Error: 'Port is Grayed Out' or 'Board at COMX not found'

  1. The Cable Trap: Over 60% of 'dead on arrival' UNO complaints are caused by using a 'charge-only' USB cable. These cables lack the internal D+ and D- data wires. Swap to a verified data-sync cable (like one pulled from an older external hard drive or smartphone).
  2. macOS Permissions: On macOS Sonoma and Sequoia, the OS requires explicit permission for the IDE to access USB serial devices. Go to System Settings > Privacy & Security > Security and ensure the Arduino IDE is allowed to access accessories.
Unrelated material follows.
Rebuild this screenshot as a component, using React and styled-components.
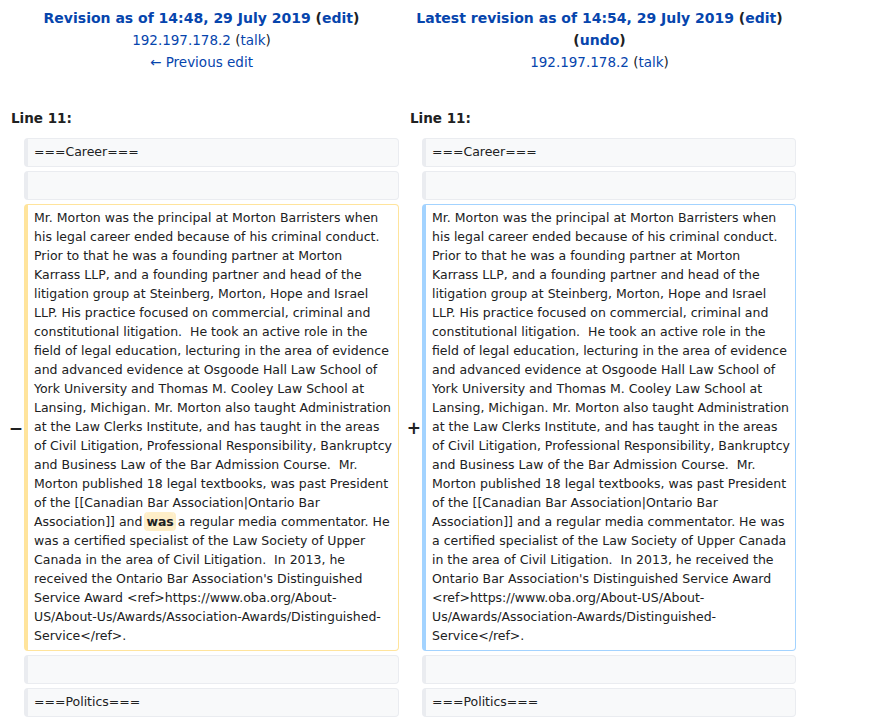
import styled, { createGlobalStyle } from 'styled-components';

const GlobalStyle = createGlobalStyle`
  body {
    margin: 0;
    background: #fff;
    color: #202122;
    font-family: "DejaVu Sans", sans-serif;
  }
`;

const DiffTable = styled.div`
  width: 800px;
  box-sizing: border-box;
  padding: 4px;
  display: grid;
  grid-template-columns: 16px 375px 15px 374px;
  column-gap: 4px;
  row-gap: 4px;
`;

const TitleCell = styled.div`
  grid-column: span 2;
  text-align: center;
  font-size: 13.5px;
  line-height: 22px;
  padding-top: 3px;
`;

const TitleLine = styled.div`
  font-weight: ${({ $bold }) => ($bold ? 'bold' : 'normal')};
  font-size: ${({ $bold }) => ($bold ? '14px' : '13.5px')};
`;

const Link = styled.a`
  color: #0645ad;
  text-decoration: none;
`;

const LineNo = styled.div`
  grid-column: span 2;
  font-size: 13.5px;
  font-weight: bold;
  line-height: 20px;
  padding: 31px 7px 6px;
`;

const Marker = styled.div`
  display: flex;
  align-items: center;
  justify-content: flex-end;
  font-size: 17px;
  font-weight: bold;
  margin-right: -3px;
`;

const borderColors = {
  context: '#eaecf0',
  deleted: '#ffe49c',
  added: '#a3d3ff',
};

// content box kept at 358px in both columns so the wraps land where they do on the wiki
const Line = styled.div`
  box-sizing: border-box;
  min-height: 29px;
  padding: 3px ${({ $right }) => ($right ? '5px' : '6px')} 5px 6px;
  border: 1px solid ${({ $kind }) => borderColors[$kind]};
  border-left-width: 4px;
  border-radius: 4px;
  background: ${({ $kind }) => ($kind === 'context' ? '#f8f9fa' : '#fff')};
  font-size: 12.5px;
  line-height: 19px;
  white-space: pre-wrap;
  overflow-wrap: break-word;
`;

const Change = styled.span`
  font-weight: bold;
  background: #feeec8;
  border-radius: 4px;
  padding: 2px 0;
  box-shadow: -2px 0 0 #feeec8, 2px 0 0 #feeec8;
`;

const oldText = {
  before:
    "Mr. Morton was the principal at Morton Barristers when his legal career ended because of his criminal conduct. Prior to that he was a founding partner at Morton Karrass LLP, and a founding partner and head of the litigation group at Steinberg, Morton, Hope and Israel LLP. His practice focused on commercial, criminal and constitutional litigation.  He took an active role in the field of legal education, lecturing in the area of evidence and advanced evidence at Osgoode Hall Law School of York University and Thomas M. Cooley Law School at Lansing, Michigan. Mr. Morton also taught Administration at the Law Clerks Institute, and has taught in the areas of Civil Litigation, Professional Responsibility, Bankruptcy and Business Law of the Bar Admission Course.  Mr. Morton published 18 legal textbooks, was past President of the [[Canadian Bar Association|Ontario Bar Association]] and ",
  after:
    " a regular media commentator. He was a certified specialist of the Law Society of Upper Canada in the area of Civil Litigation.  In 2013, he received the Ontario Bar Association's Distinguished Service Award <ref>https://www.oba.org/About-US/About-Us/Awards/Association-Awards/Distinguished-Service</ref>.",
};

const newText =
  "Mr. Morton was the principal at Morton Barristers when his legal career ended because of his criminal conduct. Prior to that he was a founding partner at Morton Karrass LLP, and a founding partner and head of the litigation group at Steinberg, Morton, Hope and Israel LLP. His practice focused on commercial, criminal and constitutional litigation.  He took an active role in the field of legal education, lecturing in the area of evidence and advanced evidence at Osgoode Hall Law School of York University and Thomas M. Cooley Law School at Lansing, Michigan. Mr. Morton also taught Administration at the Law Clerks Institute, and has taught in the areas of Civil Litigation, Professional Responsibility, Bankruptcy and Business Law of the Bar Admission Course.  Mr. Morton published 18 legal textbooks, was past President of the [[Canadian Bar Association|Ontario Bar Association]] and a regular media commentator. He was a certified specialist of the Law Society of Upper Canada in the area of Civil Litigation.  In 2013, he received the Ontario Bar Association's Distinguished Service Award <ref>https://www.oba.org/About-US/About-Us/Awards/Association-Awards/Distinguished-Service</ref>.";

function ContextRow({ text }) {
  return (
    <>
      <Marker />
      <Line $kind="context">{text}</Line>
      <Marker />
      <Line $kind="context" $right>{text}</Line>
    </>
  );
}

function App() {
  return (
    <>
      <GlobalStyle />
      <DiffTable>
        <TitleCell>
          <TitleLine $bold>
            <Link href="#">Revision as of 14:48, 29 July 2019</Link> (<Link href="#">edit</Link>)
          </TitleLine>
          <TitleLine>
            <Link href="#">192.197.178.2</Link> (<Link href="#">talk</Link>)
          </TitleLine>
          <TitleLine>
            <Link href="#">← Previous edit</Link>
          </TitleLine>
        </TitleCell>
        <TitleCell>
          <TitleLine $bold>
            <Link href="#">Latest revision as of 14:54, 29 July 2019</Link> (<Link href="#">edit</Link>) (<Link href="#">undo</Link>)
          </TitleLine>
          <TitleLine>
            <Link href="#">192.197.178.2</Link> (<Link href="#">talk</Link>)
          </TitleLine>
        </TitleCell>

        <LineNo>Line 11:</LineNo>
        <LineNo>Line 11:</LineNo>

        <ContextRow text="===Career===" />
        <ContextRow text="" />

        <Marker>−</Marker>
        <Line $kind="deleted">
          {oldText.before}
          <Change>was</Change>
          {oldText.after}
        </Line>
        <Marker>+</Marker>
        <Line $kind="added" $right>{newText}</Line>

        <ContextRow text="" />
        <ContextRow text="===Politics===" />
      </DiffTable>
    </>
  );
}

export default App;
Error: 'Access is denied' or 'Port busy'

This occurs when the IDE's Serial Monitor is left open on the same COM port while you attempt to flash new code. The serial monitor locks the port, preventing the avrdude uploader from establishing a handshake. Always close the Serial Monitor tab before hitting the Upload button. If the port remains locked after closing the monitor, physically disconnect the USB cable, wait three seconds, and reconnect to force the OS to release the COM handle.

Next Steps: Expanding Beyond the Kit

Once you have exhausted the 60+ tutorials provided in the Elegoo Official Support & Downloads portal, it is time to upgrade your component quality. The kit's included breadboards and jumper wires are excellent for prototyping, but they suffer from contact resistance and intermittent connectivity over time. For permanent installations, transition to soldering on protoboards or designing custom PCBs. Furthermore, consider upgrading from the mechanical potentiometers to rotary encoders, and swapping the DHT11 for the vastly superior DHT22 (AM2302) which offers a wider temperature range (-40°C to 80°C) and 0.1°C resolution.

For a deeper dive into setting up your development environment and managing board packages, refer to the SparkFun Arduino IDE Installation Guide, which covers the nuances of the modern IDE architecture. Keep experimenting, respect the current limits of your voltage regulators, and happy making!